Source excerpt.
++++++++++++++++++++

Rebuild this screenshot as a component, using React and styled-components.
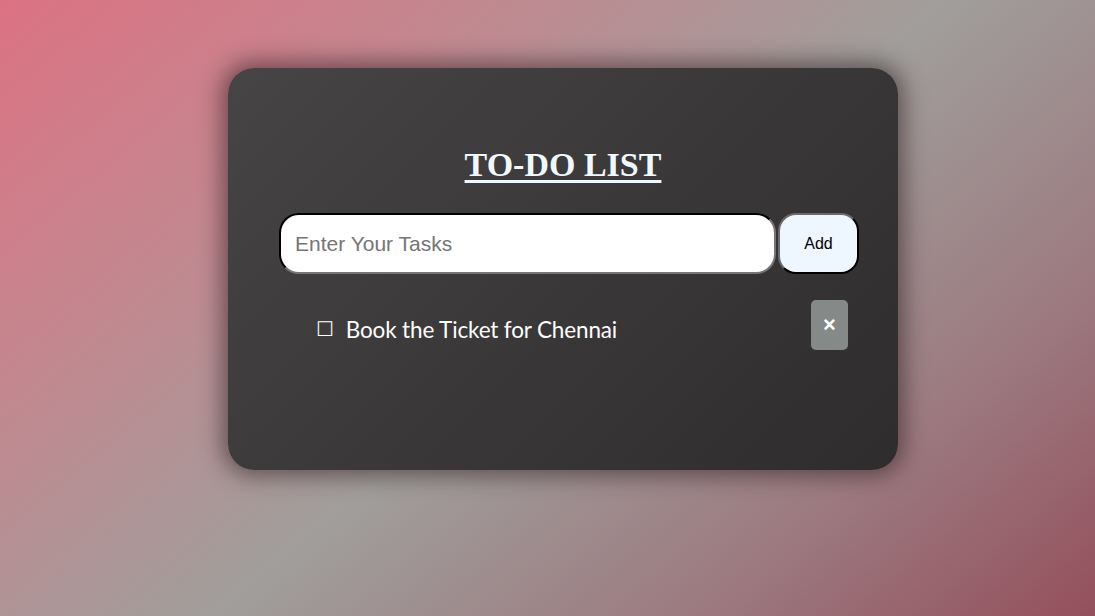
import React, { useState } from "react";
import styled, { createGlobalStyle } from "styled-components";

const GlobalStyle = createGlobalStyle`
  html, body {
    margin: 0;
    padding: 0;
    height: 100%;
  }
  body {
    background: linear-gradient(140deg, #dc7283 0%, #c4878f 25%, #a09e9b 52%, #9c7a80 78%, #94505c 100%);
    font-family: "Liberation Serif", serif;
  }
  #root {
    min-height: 100vh;
  }
`;

const Page = styled.div`
  min-height: 100vh;
  padding-top: 68px;
  box-sizing: border-box;
`;

const Card = styled.div`
  width: 670px;
  height: 402px;
  margin-left: 228px;
  box-sizing: border-box;
  padding: 78px 39px 0 51px;
  border-radius: 26px;
  background: linear-gradient(135deg, #464445 0%, #3a3839 50%, #2e2c2d 100%);
  box-shadow: 0 0 22px 6px rgba(40, 25, 30, 0.55);
`;

const Title = styled.h1`
  margin: 0 12px 29px 0;
  text-align: center;
  font-family: "Liberation Serif", serif;
  font-size: 34px;
  font-weight: 700;
  color: #f0f8ff;
  text-decoration: underline;
  text-decoration-thickness: 3px;
  text-underline-offset: 4px;
`;

const Form = styled.form`
  display: flex;
  gap: 2px;
  height: 61px;
`;

const TaskInput = styled.input`
  flex: 1;
  box-sizing: border-box;
  border: 2px inset #767676;
  border-top-color: #1a1a1a;
  border-left-color: #1a1a1a;
  border-radius: 20px;
  padding: 0 14px;
  font-family: "Liberation Sans", Arial, sans-serif;
  font-size: 21px;
  background: #fff;
  outline: none;
  &::placeholder {
    color: #757575;
  }
`;

const AddButton = styled.button`
  width: 81px;
  box-sizing: border-box;
  border: 2px outset #000;
  border-top-color: #6a6a6a;
  border-left-color: #6a6a6a;
  border-radius: 18px;
  background: #eef6ff;
  font-family: "Liberation Sans", Arial, sans-serif;
  font-size: 16px;
  color: #000;
  cursor: pointer;
`;

const List = styled.ul`
  list-style: none;
  margin: 26px 11px 0 0;
  padding: 0 0 0 37px;
`;

const Item = styled.li`
  display: flex;
  align-items: center;
  justify-content: space-between;
  color: #fff;
`;

const Label = styled.span`
  display: flex;
  align-items: center;
  gap: 12px;
  padding-top: 8px;
  font-family: "Lato", "Open Sans", sans-serif;
  font-size: 22.5px;
  letter-spacing: -0.15px;
`;

const Box = styled.span`
  font-family: "DejaVu Sans", sans-serif;
  font-size: 20px;
  line-height: 1;
`;

const RemoveButton = styled.button`
  width: 37px;
  height: 50px;
  border: none;
  border-radius: 5px;
  background: #858988;
  color: #fff;
  font-family: "Liberation Sans", Arial, sans-serif;
  font-size: 22px;
  font-weight: 700;
  padding: 0;
  cursor: pointer;
`;

export default function App() {
  const [tasks, setTasks] = useState(["Book the Ticket for Chennai"]);
  const [text, setText] = useState("");

  const add = e => {
    e.preventDefault();
    if (!text.trim()) return;
    setTasks([...tasks, text.trim()]);
    setText("");
  };

  return (
    <>
      <GlobalStyle />
      <Page>
        <Card>
          <Title>TO-DO LIST</Title>
          <Form onSubmit={add}>
            <TaskInput
              placeholder="Enter Your Tasks"
              value={text}
              onChange={e => setText(e.target.value)}
            />
            <AddButton type="submit">Add</AddButton>
          </Form>
          <List>
            {tasks.map((t, i) => (
              <Item key={i}>
                <Label>
                  <Box>☐</Box>
                  {t}
                </Label>
                <RemoveButton onClick={() => setTasks(tasks.filter((_, j) => j !== i))}>
                  ×
                </RemoveButton>
              </Item>
            ))}
          </List>
        </Card>
      </Page>
    </>
  );
}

++++++++++++++++++++

What is needed. List each line holding the string "components".

Finished answer.
Rebuild this screenshot as a component, using React and styled-components.
import styled, { createGlobalStyle } from "styled-components";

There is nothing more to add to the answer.